Emotional wellness at work = healthy bottom lines
We all want to work in places where we feel at our best. From an employers’ viewpoint, people who feel at their best can perform at their best.
Everyone we encounter can impact our sense of wellness. Some encounters are quite nourishing, some toxic. The toxic ones are those that leave us upset – at the neural level. This means an amygdala hijack, where we are in the grip of distressing emotions. The prefrontal area is being driven by the agitated amygdala: we can’t focus on anything besides what’s upsetting. We remember best whatever is relevant to that upset, and we fall back on ways of thinking and acting from childhood. Not the best state to get work done in.
On the other hand, when we are at our absolute best – in flow – our brain is in a state of neural harmony and maximal cognitive efficiency. We feel great, and can apply whatever skills we may have at their peak.

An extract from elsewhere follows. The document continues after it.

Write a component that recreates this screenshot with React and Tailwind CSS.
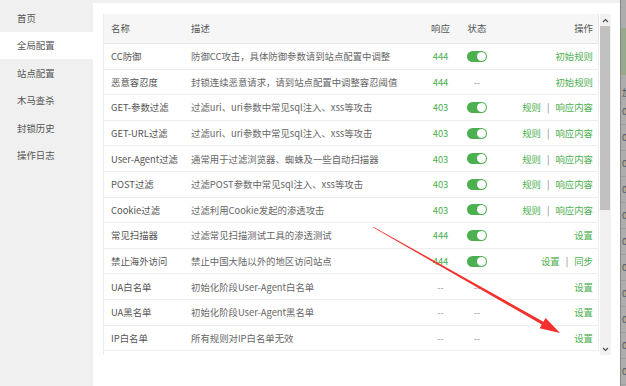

Leadership has a great deal to do with which way our inner state goes. Emotions are contagious. And they flow most strongly from the most powerful person in a group outward. This gives leaders a great tool, and a great responsibility. A leader needs to manage her own emotional state well, so she can impact others in the direction of well being.
That impact is not so much in what a leader does, as what he sends in nonverbal – tone of voice, facial expression, all the emotional channels the brain has been wired to read and react to. So this happens best when those signals reflect the leader’s own state. Helping others get and stay in that state of well being begins with helping ourselves get there.